* **WRITTEN PROBLEM**: Gather all lines in the data that hold the string "React".

■ ■ ■ ■

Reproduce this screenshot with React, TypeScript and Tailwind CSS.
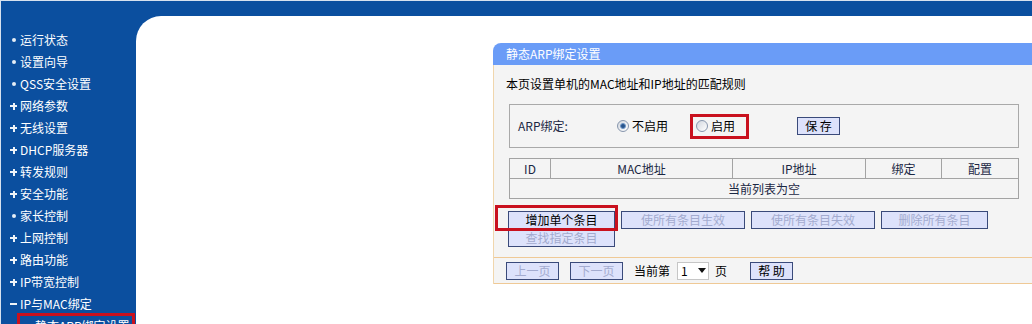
import React from "react";

type Bullet = "dot" | "plus" | "minus";

const menu: [Bullet, string][] = [
  ["dot", "运行状态"],
  ["dot", "设置向导"],
  ["dot", "QSS安全设置"],
  ["plus", "网络参数"],
  ["plus", "无线设置"],
  ["plus", "DHCP服务器"],
  ["plus", "转发规则"],
  ["plus", "安全功能"],
  ["dot", "家长控制"],
  ["plus", "上网控制"],
  ["plus", "路由功能"],
  ["plus", "IP带宽控制"],
  ["minus", "IP与MAC绑定"],
];

const BulletMark: React.FC<{ kind: Bullet }> = ({ kind }) => {
  if (kind === "dot")
    return (
      <span className="w-[10px] flex items-center">
        <span className="ml-[2px] w-[4px] h-[4px] rounded-full bg-[#e6eef6]" />
      </span>
    );
  if (kind === "plus")
    return (
      <span className="w-[10px] flex items-center">
        <span className="relative w-[7px] h-[7px]">
          <span className="absolute left-0 top-[2.5px] w-[7px] h-[2px] bg-[#eef3f8]" />
          <span className="absolute left-[2.5px] top-0 w-[2px] h-[7px] bg-[#eef3f8]" />
        </span>
      </span>
    );
  return (
    <span className="w-[10px] flex items-center">
      <span className="w-[7px] h-[2px] bg-[#eef3f8]" />
    </span>
  );
};

const Btn: React.FC<{ label: string; w: string; off?: boolean }> = ({ label, w, off }) => (
  <div
    className={`${w} h-[18px] flex items-center justify-center bg-[#dde2fb] border border-[#3a4a7a] text-[12px] leading-none ${
      off ? "text-[#a3abcf]" : "text-black"
    }`}
  >
    {label}
  </div>
);

const Radio: React.FC<{ on?: boolean }> = ({ on }) => (
  <span className="w-[12px] h-[12px] rounded-full border border-[#8796ad] bg-gradient-to-br from-[#d2d7df] to-white flex items-center justify-center">
    {on && <span className="w-[6px] h-[6px] rounded-full bg-[#28538a] border border-[#6f97c8]" />}
  </span>
);

export default function App() {
  return (
    <div className="w-[1032px] h-[324px] overflow-hidden bg-[#0b4f9f] border-t border-l border-[#d7e2ef] flex flex-col font-['Noto_Sans_CJK_SC',sans-serif] text-[12px]">
      <div className="h-[15px] shrink-0" />
      <div className="flex flex-1 min-h-0">
        {/* sidebar */}
        <div className="w-[135px] shrink-0 pt-[13px] text-white">
          {menu.map(([b, t]) => (
            <div key={t} className="h-[22px] flex items-center pl-[9px]">
              <BulletMark kind={b} />
              <span className="leading-none">{t}</span>
            </div>
          ))}
          <div className="ml-[16px] -mt-[2px] w-[118px] h-[26px] border-[3px] border-[#c9111e] flex items-center pl-[7px]">
            <span className="w-[5px] h-[1px] bg-white mr-[3px]" />
            <span className="leading-none">静态ARP绑定设置</span>
          </div>
        </div>

        {/* main */}
        <div className="flex-1 bg-white rounded-tl-[25px] pt-[27px] pl-[357px]">
          <div className="w-[540px]">
            <div className="h-[22px] bg-[#6a9cf7] rounded-tl-[8px] text-white flex items-center pl-[13px]">
              静态ARP绑定设置
            </div>
            <div className="bg-[#f4f4f4] border-l border-[#f0d6ad] relative">
              <div className="h-[29px] pt-[9px] pl-[12px] flex items-center text-black">
                本页设置单机的MAC地址和IP地址的匹配规则
              </div>

              <div className="ml-[15px] mt-[10px] w-[510px] h-[44px] border border-[#a9a9a9] flex items-center pl-[8px] relative">
                <span className="w-[99px] text-[#1b2743]">ARP绑定:</span>
                <Radio on />
                <span className="ml-[3px] text-black">不启用</span>
                <span className="ml-[28px]">
                  <Radio />
                </span>
                <span className="ml-[3px] text-black">启用</span>
                <div className="absolute left-[180px] top-[9px] w-[59px] h-[25px] border-[3px] border-[#c9111e]" />
                <div className="ml-[62px] w-[43px] h-[18px] flex items-center justify-center bg-[#dde2fb] border border-[#3a4a7a] text-black">
                  保&nbsp;存
                </div>
              </div>

              <table className="ml-[15px] mt-[10px] w-[510px] border-collapse text-[#1b2743] table-fixed">
                <tbody>
                  <tr className="h-[20px]">
                    <td className="w-[41px] border border-[#a3a3a3] text-center">ID</td>
                    <td className="w-[182px] border border-[#a3a3a3] text-center">MAC地址</td>
                    <td className="w-[133px] border border-[#a3a3a3] text-center">IP地址</td>
                    <td className="w-[76px] border border-[#a3a3a3] text-center">绑定</td>
                    <td className="border border-[#a3a3a3] text-center">配置</td>
                  </tr>
                  <tr className="h-[20px]">
                    <td colSpan={5} className="border border-[#a3a3a3] text-center">
                      当前列表为空
                    </td>
                  </tr>
                </tbody>
              </table>

              <div className="ml-[14px] mt-[12px] flex gap-[6px]">
                <Btn label="增加单个条目" w="w-[107px]" />
                <Btn label="使所有条目生效" w="w-[124px]" off />
                <Btn label="使所有条目失效" w="w-[124px]" off />
                <Btn label="删除所有条目" w="w-[107px]" off />
              </div>
              <div className="ml-[14px] flex">
                <Btn label="查找指定条目" w="w-[107px]" off />
              </div>
              <div className="absolute left-[1px] top-[140px] w-[123px] h-[26px] border-[3px] border-[#c9111e]" />

              <div className="mt-[10px] border-t border-b border-[#efc996] h-[27px] flex items-center pl-[12px] gap-0">
                <Btn label="上一页" w="w-[53px]" off />
                <div className="ml-[11px]">
                  <Btn label="下一页" w="w-[53px]" off />
                </div>
                <span className="ml-[11px] text-black">当前第</span>
                <div className="ml-[7px] w-[32px] h-[18px] bg-white border border-[#c6c6c6] flex items-center pl-[3px] text-black">
                  <span className="leading-none">1</span>
                  <span className="ml-[10px] w-0 h-0 border-l-[4px] border-r-[4px] border-t-[5px] border-l-transparent border-r-transparent border-t-[#111]" />
                </div>
                <span className="ml-[6px] text-black">页</span>
                <div className="ml-[23px] w-[43px] h-[18px] flex items-center justify-center bg-[#dde2fb] border border-[#3a4a7a] text-black">
                  帮&nbsp;助
                </div>
              </div>
            </div>
          </div>
        </div>
      </div>
    </div>
  );
}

■ ■ ■ ■

* **EXERCISE ANSWER**:
Reproduce this screenshot with React, TypeScript and Tailwind CSS.
import React from "react";
const BulletMark: React.FC<{ kind: Bullet }> = ({ kind }) => {
const Btn: React.FC<{ label: string; w: string; off?: boolean }> = ({ label, w, off }) => (
const Radio: React.FC<{ on?: boolean }> = ({ on }) => (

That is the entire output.